Auction prices rise in line with the finances of the wealthy. But auction houses and dealers only handle art they believe they can sell, embracing newly fashionable artists and shunning those that have lost lustre. They take a top slice of available inventory.

Art index compilers may cherry pick further, by excluding rarely-traded names from the auction price data they use. The level of survivorship bias in art price indices is far more extreme than for key share indices. Unsurprisingly, you cannot buy into them directly.

Dealing costs are much higher for individual artworks than for securities and depress paybacks accordingly. Unless you are good at haggling, expect buyers’ fees at art auctions of 20 per cent or more. Sellers pay roughly half that.

In an oft-cited 1986 paper, William Baumol described art investment as “a floating crap game”. That made it sound rather like the business model of UK water utilities. What the US economist actually meant was that prices are highly unpredictable and dealings are unregulated.

Tracking the price performance of a series of artworks, he calculated median annual returns of 0.85 per cent. That was two percentage points less than the risk-free return provided by US Treasuries.

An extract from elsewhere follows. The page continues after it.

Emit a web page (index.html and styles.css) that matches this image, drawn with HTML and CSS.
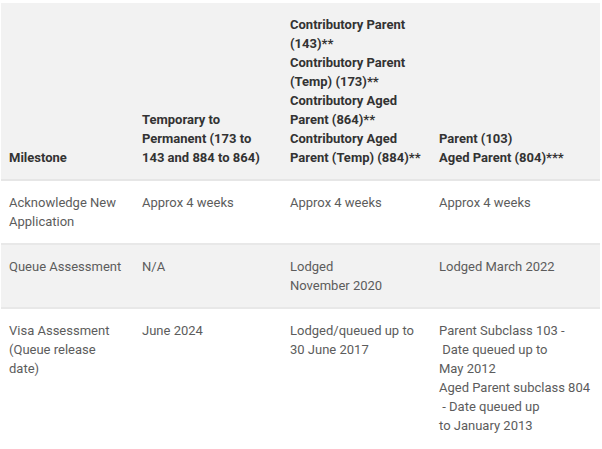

“The overriding message is that you should buy art because you love it,” says Peter Stanyer, co-author of How to Invest. He has further advice as a former investment director of Railpen, a pension fund that sold off its art: “Commend yourself on your great skill if it goes up in value. Curse your bad luck if it falls in price.”

So what happens to all the artworks collectors are continually buying? The melancholy truth, according to Stanyer, is that most of it is eventually destroyed, intentionally or through neglect. Art is not just a prestige consumer good. It is a consumable like margarine, only over a longer period.

My own attempt to break into the art business did not even outlast non-dairy spread. I sellotaped some celery to our kitchen wall, creating an artwork entitled Sticky Situation 1. I was hoping to challenge Cattelan’s monopoly on vertically-presented foodstuffs.

My wife took the celery down and put it in a stew. A portion consoled me for the setback.